Are Political Markets Really Superior to Polls as Election Predictors

Published on Jun 20, 2008in Public Opinion Quarterly
· DOI :10.1093/POQ/NFN010
Robert S. Erikson52
Estimated H-index: 52
(Columbia University),
Christopher Wlezien47
Estimated H-index: 47
(University of Texas at Austin)
Sources
Abstract
Election markets have been praised for their ability to forecast election outcomes, and to forecast better than trial-heat polls. This paper challenges that optimistic assessment of election markets, based on an analysis of Iowa Electronic Market (IEM) data from presidential elections between 1988 and 2004. We argue that it is inappropriate to naively compare market forecasts of an election outcome with exact poll results on the day prices are recorded, that is, market prices reflect forecasts of what will happen on Election Day whereas trial-heat polls register preferences on the day of the poll.

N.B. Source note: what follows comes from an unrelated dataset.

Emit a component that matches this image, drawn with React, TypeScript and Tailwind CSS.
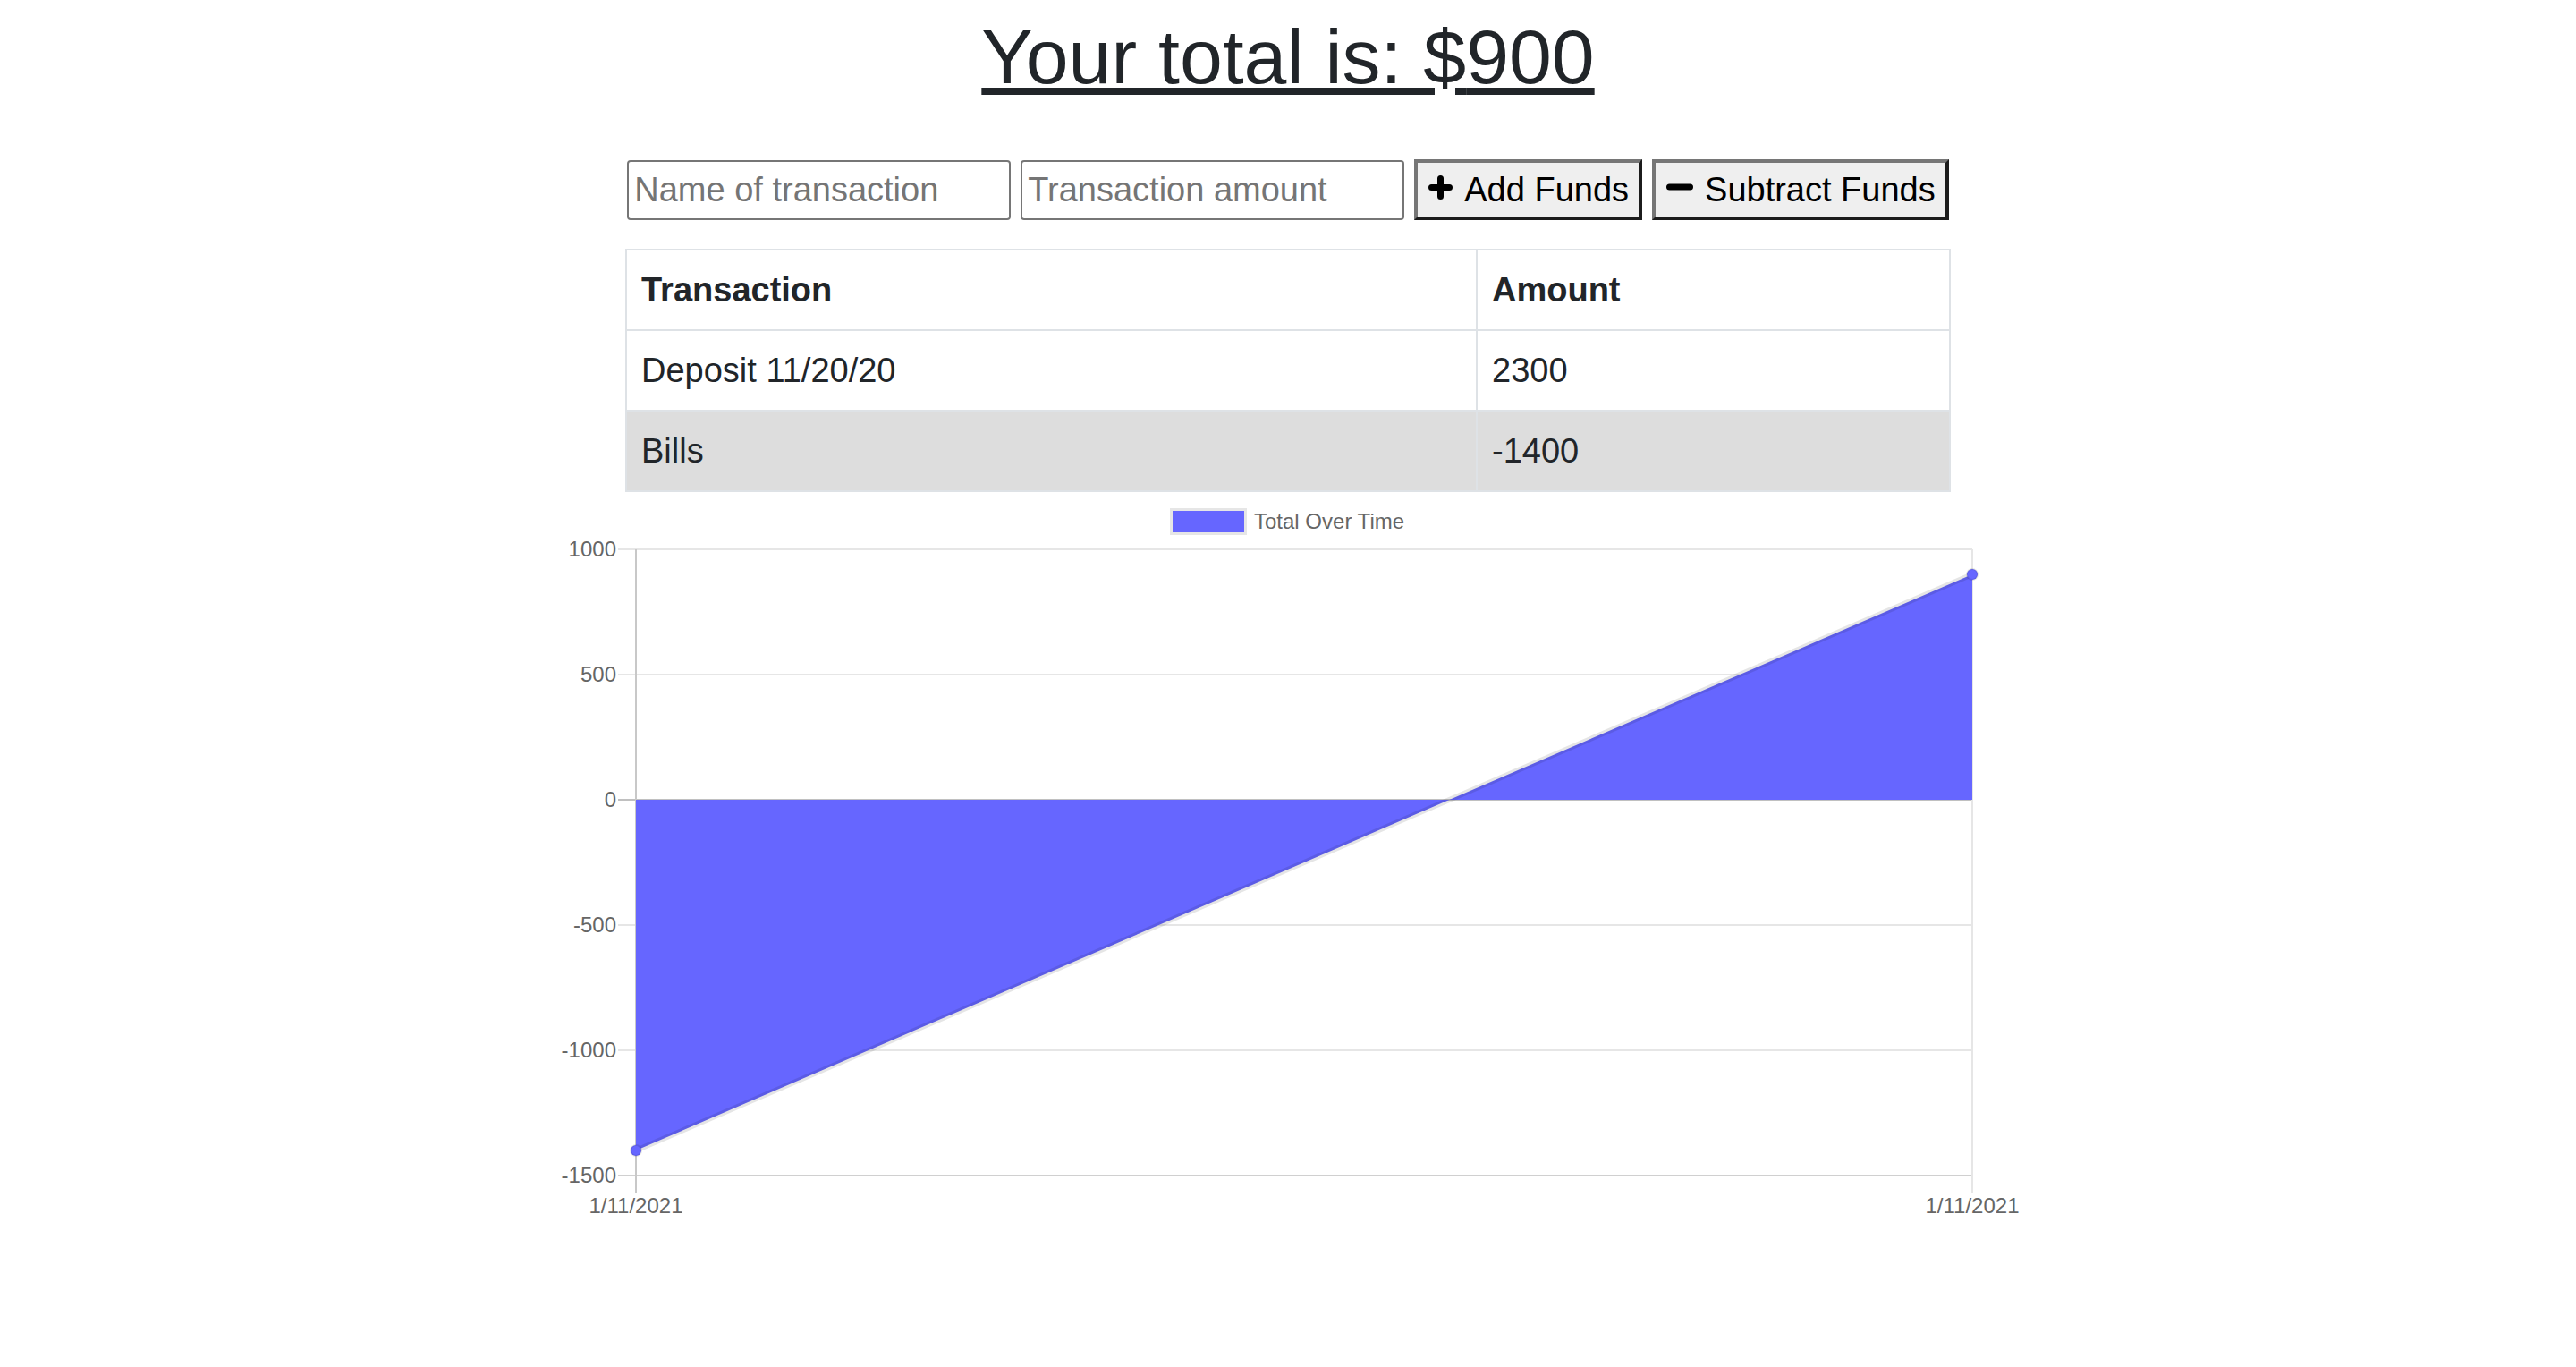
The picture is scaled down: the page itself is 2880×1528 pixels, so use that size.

We then show that when poll leads are properly discounted, poll-based forecasts outperform vote-share market prices. Moreover, we show that win projections based on the polls dominate prices from winner-take-all markets. Traders in these markets generally see more uncertainty ahead in the campaign than the polling numbers warrant-in effect, they overestimate the role of election campaigns. Reasons for the performance of the IEM election markets are considered in concluding sections.